Records with interface code
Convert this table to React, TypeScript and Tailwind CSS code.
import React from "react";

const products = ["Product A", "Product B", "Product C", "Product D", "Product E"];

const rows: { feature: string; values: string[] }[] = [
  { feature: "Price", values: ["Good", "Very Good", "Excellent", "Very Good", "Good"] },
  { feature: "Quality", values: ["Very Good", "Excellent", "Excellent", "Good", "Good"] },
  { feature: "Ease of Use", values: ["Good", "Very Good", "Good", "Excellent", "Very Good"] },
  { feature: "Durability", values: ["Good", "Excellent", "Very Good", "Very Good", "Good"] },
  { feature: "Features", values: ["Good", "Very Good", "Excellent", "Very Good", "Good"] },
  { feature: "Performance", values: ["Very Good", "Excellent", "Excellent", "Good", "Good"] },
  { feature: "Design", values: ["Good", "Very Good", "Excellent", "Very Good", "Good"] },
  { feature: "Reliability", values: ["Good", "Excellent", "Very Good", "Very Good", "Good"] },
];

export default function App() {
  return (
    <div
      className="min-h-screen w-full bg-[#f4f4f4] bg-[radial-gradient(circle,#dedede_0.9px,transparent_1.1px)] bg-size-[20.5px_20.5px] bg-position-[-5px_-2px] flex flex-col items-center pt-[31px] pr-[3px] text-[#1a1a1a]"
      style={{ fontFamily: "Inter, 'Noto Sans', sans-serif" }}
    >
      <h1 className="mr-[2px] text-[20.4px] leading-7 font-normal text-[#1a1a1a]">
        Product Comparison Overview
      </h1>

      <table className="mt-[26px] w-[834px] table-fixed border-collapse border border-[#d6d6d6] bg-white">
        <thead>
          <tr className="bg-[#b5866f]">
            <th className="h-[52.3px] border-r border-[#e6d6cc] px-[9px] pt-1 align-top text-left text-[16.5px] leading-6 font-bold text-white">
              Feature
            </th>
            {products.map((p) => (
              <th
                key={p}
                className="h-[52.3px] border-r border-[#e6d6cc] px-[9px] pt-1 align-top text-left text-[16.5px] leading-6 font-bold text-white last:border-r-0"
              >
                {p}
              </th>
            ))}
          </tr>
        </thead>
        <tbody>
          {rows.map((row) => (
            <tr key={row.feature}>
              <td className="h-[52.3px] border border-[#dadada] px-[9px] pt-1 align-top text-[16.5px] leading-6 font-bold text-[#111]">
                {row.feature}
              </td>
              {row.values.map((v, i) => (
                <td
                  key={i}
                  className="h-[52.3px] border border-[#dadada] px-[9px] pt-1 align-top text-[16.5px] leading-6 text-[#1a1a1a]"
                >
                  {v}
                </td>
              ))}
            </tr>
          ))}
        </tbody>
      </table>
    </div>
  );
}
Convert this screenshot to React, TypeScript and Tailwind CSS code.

--

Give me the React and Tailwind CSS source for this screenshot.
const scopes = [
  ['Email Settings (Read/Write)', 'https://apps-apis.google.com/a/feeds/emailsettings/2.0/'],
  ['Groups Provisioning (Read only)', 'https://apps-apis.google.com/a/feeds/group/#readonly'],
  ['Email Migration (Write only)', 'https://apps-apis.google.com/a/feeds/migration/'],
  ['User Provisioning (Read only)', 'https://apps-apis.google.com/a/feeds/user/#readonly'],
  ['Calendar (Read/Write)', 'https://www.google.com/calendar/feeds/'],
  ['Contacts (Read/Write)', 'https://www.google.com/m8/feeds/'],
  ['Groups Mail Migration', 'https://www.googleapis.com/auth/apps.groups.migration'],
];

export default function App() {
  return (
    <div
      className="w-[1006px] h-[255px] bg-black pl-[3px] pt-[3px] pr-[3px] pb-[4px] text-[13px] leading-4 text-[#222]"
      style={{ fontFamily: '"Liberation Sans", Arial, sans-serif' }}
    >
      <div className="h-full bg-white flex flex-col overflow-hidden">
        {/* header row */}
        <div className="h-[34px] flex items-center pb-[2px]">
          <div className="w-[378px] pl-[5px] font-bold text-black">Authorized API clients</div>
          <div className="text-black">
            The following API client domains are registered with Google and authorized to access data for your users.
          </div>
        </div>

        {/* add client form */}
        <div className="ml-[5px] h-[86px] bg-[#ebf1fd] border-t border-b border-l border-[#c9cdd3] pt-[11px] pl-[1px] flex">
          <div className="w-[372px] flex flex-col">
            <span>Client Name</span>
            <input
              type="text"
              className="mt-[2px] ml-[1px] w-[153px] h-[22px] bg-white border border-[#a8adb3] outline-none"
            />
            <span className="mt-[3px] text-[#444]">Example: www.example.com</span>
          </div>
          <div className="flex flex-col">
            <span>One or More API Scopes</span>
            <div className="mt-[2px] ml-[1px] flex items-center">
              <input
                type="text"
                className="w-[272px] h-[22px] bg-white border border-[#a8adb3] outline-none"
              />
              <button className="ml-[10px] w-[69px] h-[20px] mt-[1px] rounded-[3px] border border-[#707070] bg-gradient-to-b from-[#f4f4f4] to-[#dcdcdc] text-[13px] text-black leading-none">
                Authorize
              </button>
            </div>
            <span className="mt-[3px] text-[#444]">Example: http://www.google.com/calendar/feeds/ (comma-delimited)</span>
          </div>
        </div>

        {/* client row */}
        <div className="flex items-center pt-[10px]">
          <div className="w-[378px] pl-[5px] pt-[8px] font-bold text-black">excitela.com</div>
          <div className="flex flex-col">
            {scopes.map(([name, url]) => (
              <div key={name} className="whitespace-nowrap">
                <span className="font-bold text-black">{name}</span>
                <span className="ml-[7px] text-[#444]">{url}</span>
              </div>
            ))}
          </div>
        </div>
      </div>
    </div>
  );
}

---

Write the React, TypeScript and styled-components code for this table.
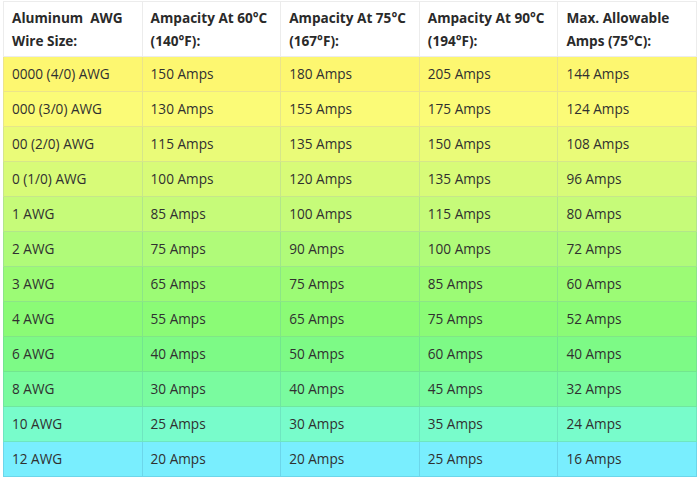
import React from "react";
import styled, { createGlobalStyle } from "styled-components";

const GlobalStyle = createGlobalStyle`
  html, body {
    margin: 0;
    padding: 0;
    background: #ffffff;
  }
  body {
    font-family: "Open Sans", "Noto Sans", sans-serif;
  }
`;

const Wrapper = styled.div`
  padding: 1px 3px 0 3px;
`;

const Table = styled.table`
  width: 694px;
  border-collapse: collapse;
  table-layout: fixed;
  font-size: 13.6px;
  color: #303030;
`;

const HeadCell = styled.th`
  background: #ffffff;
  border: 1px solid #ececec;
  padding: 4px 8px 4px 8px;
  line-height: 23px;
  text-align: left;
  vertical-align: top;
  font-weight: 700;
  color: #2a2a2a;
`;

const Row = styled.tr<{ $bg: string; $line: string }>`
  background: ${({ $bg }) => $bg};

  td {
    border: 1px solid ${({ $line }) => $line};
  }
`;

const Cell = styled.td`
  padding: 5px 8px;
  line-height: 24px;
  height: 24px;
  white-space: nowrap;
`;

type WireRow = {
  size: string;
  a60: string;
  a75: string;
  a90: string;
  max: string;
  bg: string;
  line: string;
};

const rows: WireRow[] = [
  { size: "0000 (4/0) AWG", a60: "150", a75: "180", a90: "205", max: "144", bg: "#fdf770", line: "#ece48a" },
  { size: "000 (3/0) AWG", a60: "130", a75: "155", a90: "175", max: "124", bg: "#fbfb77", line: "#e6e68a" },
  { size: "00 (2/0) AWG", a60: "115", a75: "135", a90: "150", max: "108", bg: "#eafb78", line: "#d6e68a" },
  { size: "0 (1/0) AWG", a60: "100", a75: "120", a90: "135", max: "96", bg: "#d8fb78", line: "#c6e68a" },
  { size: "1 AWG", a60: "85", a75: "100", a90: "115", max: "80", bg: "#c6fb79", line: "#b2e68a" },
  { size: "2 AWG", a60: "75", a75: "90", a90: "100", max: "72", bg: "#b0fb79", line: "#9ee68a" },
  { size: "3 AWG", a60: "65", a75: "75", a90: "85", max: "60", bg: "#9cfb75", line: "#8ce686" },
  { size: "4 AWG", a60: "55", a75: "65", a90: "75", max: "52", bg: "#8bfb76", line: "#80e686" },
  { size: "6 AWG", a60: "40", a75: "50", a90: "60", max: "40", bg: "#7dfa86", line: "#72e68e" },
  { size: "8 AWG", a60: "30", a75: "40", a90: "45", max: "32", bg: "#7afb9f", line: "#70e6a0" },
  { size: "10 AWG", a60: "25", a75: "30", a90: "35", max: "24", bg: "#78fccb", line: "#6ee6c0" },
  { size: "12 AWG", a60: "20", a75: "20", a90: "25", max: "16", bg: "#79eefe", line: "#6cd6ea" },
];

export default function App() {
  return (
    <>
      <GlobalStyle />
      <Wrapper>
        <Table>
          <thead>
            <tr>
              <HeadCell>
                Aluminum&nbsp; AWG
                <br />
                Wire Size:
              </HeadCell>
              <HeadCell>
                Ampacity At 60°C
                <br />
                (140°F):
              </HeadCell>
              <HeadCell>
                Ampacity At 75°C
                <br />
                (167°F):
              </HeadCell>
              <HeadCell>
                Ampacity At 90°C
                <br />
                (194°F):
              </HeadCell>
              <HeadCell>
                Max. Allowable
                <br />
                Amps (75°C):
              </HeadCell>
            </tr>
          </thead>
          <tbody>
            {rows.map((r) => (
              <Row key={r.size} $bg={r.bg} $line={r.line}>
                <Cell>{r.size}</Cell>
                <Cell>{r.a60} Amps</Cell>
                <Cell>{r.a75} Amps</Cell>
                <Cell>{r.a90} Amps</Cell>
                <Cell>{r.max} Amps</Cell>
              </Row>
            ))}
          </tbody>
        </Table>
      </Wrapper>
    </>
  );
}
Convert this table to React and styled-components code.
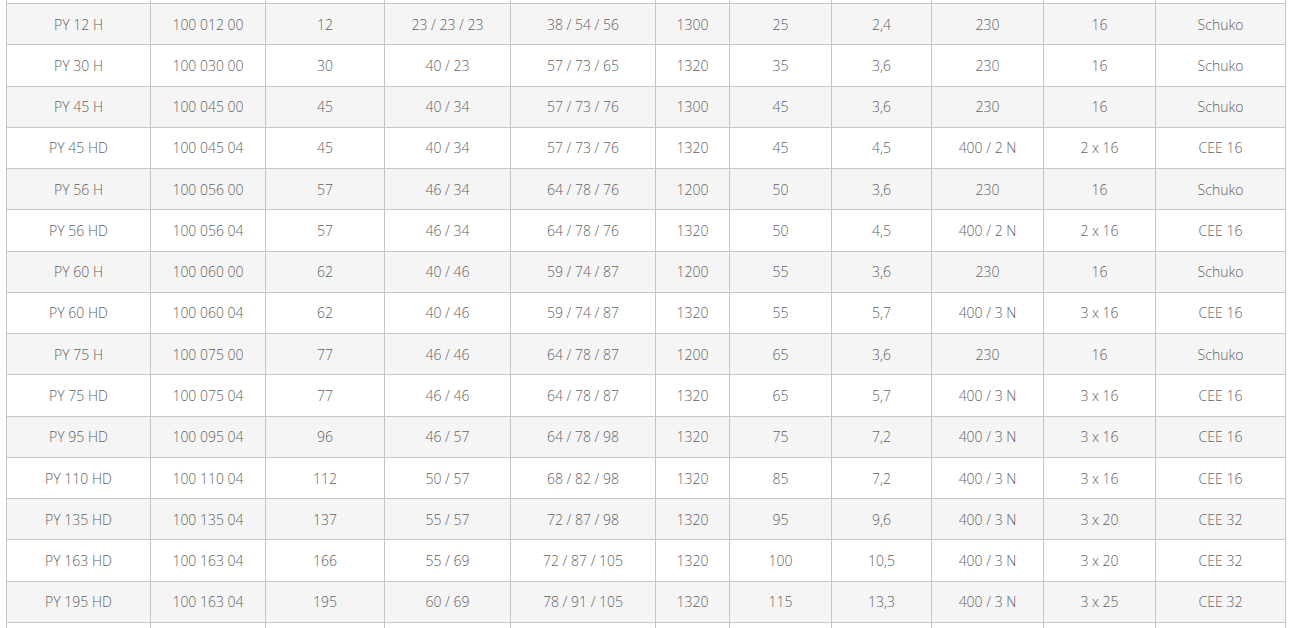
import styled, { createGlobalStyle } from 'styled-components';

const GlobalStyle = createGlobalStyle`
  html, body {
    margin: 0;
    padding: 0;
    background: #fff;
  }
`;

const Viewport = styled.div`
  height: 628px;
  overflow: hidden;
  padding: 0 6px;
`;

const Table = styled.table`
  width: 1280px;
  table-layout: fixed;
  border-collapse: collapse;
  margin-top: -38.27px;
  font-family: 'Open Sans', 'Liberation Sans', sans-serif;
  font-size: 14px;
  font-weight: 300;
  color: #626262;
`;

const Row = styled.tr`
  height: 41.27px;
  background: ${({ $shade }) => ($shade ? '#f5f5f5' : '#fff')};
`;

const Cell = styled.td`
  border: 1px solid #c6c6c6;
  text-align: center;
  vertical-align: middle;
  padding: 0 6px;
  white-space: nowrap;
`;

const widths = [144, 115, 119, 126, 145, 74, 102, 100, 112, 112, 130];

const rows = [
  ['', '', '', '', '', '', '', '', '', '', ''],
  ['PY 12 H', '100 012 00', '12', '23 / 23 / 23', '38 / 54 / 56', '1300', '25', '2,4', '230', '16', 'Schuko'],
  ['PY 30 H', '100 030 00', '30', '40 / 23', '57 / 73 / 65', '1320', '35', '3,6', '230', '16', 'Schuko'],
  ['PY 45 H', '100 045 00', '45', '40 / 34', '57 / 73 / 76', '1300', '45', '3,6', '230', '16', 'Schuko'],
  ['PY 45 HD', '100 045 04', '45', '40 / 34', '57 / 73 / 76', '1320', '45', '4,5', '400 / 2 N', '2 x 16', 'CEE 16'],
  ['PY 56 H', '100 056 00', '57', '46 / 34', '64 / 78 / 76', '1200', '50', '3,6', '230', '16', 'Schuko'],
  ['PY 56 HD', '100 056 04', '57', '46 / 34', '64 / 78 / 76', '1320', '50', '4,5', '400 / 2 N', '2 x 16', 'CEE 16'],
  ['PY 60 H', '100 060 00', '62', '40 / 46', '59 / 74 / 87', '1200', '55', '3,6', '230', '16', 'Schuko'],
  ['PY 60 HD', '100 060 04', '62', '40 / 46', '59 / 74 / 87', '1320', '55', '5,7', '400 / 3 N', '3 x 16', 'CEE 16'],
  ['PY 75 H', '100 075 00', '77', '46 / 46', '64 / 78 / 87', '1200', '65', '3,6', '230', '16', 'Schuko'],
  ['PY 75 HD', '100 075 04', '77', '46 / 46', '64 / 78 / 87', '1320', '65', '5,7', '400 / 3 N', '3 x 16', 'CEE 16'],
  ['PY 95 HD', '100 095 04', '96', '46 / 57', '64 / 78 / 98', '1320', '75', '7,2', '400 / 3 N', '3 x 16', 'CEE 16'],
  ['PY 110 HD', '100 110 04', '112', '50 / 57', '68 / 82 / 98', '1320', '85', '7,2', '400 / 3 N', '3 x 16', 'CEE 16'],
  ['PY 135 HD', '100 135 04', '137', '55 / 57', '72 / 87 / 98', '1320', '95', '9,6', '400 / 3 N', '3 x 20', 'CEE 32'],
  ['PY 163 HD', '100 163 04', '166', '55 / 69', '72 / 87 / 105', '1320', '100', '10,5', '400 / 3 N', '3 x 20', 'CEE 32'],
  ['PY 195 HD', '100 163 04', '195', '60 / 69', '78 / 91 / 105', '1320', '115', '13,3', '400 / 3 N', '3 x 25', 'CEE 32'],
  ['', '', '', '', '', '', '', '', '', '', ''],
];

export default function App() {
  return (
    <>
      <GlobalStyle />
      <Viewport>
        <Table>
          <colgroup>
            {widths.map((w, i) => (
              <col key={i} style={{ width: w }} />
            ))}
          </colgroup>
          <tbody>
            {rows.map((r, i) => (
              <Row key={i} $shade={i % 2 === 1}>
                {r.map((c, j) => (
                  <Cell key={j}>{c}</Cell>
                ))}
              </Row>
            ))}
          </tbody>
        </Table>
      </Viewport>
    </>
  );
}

### Challenge:
Using the listing above, repeat word for word each line from the one with "Convert this table to React and" down to the one with "112, 112, 130];", both included. Omit all pictures.

### Result of this exercise:
Convert this table to React and styled-components code.
import styled, { createGlobalStyle } from 'styled-components';

const GlobalStyle = createGlobalStyle`
  html, body {
    margin: 0;
    padding: 0;
    background: #fff;
  }
`;

const Viewport = styled.div`
  height: 628px;
  overflow: hidden;
  padding: 0 6px;
`;

const Table = styled.table`
  width: 1280px;
  table-layout: fixed;
  border-collapse: collapse;
  margin-top: -38.27px;
  font-family: 'Open Sans', 'Liberation Sans', sans-serif;
  font-size: 14px;
  font-weight: 300;
  color: #626262;
`;

const Row = styled.tr`
  height: 41.27px;
  background: ${({ $shade }) => ($shade ? '#f5f5f5' : '#fff')};
`;

const Cell = styled.td`
  border: 1px solid #c6c6c6;
  text-align: center;
  vertical-align: middle;
  padding: 0 6px;
  white-space: nowrap;
`;

const widths = [144, 115, 119, 126, 145, 74, 102, 100, 112, 112, 130];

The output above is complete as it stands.